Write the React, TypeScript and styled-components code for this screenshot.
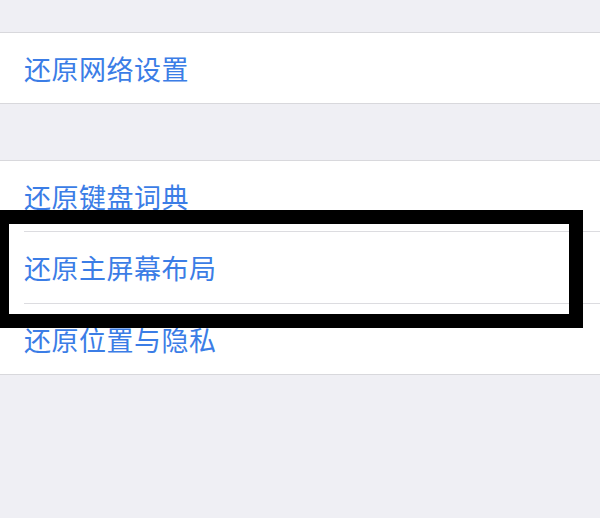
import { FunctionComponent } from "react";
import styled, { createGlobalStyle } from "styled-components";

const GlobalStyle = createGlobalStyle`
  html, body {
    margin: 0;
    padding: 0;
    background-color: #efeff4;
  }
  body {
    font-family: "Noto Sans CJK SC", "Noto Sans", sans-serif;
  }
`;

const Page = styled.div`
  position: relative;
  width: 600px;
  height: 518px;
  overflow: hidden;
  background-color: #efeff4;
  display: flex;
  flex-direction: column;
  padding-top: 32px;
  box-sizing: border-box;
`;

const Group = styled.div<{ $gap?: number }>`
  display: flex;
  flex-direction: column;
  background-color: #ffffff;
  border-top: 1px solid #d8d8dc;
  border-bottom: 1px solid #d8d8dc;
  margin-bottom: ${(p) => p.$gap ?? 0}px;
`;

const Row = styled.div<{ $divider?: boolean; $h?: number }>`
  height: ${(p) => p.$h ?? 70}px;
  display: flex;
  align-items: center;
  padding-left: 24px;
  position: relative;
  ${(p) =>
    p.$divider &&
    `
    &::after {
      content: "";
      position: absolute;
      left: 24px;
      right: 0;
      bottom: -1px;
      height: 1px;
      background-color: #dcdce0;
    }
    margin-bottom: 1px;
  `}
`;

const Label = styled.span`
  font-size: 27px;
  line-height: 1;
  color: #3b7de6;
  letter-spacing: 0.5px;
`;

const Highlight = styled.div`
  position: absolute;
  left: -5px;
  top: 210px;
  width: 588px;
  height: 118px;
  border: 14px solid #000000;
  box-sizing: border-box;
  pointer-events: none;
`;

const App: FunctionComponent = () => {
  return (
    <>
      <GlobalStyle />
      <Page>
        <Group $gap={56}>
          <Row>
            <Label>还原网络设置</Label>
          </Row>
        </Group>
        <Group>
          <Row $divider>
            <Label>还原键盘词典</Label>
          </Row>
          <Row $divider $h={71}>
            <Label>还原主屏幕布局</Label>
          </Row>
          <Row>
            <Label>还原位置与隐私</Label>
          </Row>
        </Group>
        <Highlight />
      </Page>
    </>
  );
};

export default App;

### Exercise prompt
Please write out all the data again word for word, but not the pictures.

### Written answer
Write the React, TypeScript and styled-components code for this screenshot.
import { FunctionComponent } from "react";
import styled, { createGlobalStyle } from "styled-components";

const GlobalStyle = createGlobalStyle`
  html, body {
    margin: 0;
    padding: 0;
    background-color: #efeff4;
  }
  body {
    font-family: "Noto Sans CJK SC", "Noto Sans", sans-serif;
  }
`;

const Page = styled.div`
  position: relative;
  width: 600px;
  height: 518px;
  overflow: hidden;
  background-color: #efeff4;
  display: flex;
  flex-direction: column;
  padding-top: 32px;
  box-sizing: border-box;
`;

const Group = styled.div<{ $gap?: number }>`
  display: flex;
  flex-direction: column;
  background-color: #ffffff;
  border-top: 1px solid #d8d8dc;
  border-bottom: 1px solid #d8d8dc;
  margin-bottom: ${(p) => p.$gap ?? 0}px;
`;

const Row = styled.div<{ $divider?: boolean; $h?: number }>`
  height: ${(p) => p.$h ?? 70}px;
  display: flex;
  align-items: center;
  padding-left: 24px;
  position: relative;
  ${(p) =>
    p.$divider &&
    `
    &::after {
      content: "";
      position: absolute;
      left: 24px;
      right: 0;
      bottom: -1px;
      height: 1px;
      background-color: #dcdce0;
    }
    margin-bottom: 1px;
  `}
`;

const Label = styled.span`
  font-size: 27px;
  line-height: 1;
  color: #3b7de6;
  letter-spacing: 0.5px;
`;

const Highlight = styled.div`
  position: absolute;
  left: -5px;
  top: 210px;
  width: 588px;
  height: 118px;
  border: 14px solid #000000;
  box-sizing: border-box;
  pointer-events: none;
`;

const App: FunctionComponent = () => {
  return (
    <>
      <GlobalStyle />
      <Page>
        <Group $gap={56}>
          <Row>
            <Label>还原网络设置</Label>
          </Row>
        </Group>
        <Group>
          <Row $divider>
            <Label>还原键盘词典</Label>
          </Row>
          <Row $divider $h={71}>
            <Label>还原主屏幕布局</Label>
          </Row>
          <Row>
            <Label>还原位置与隐私</Label>
          </Row>
        </Group>
        <Highlight />
      </Page>
    </>
  );
};

export default App;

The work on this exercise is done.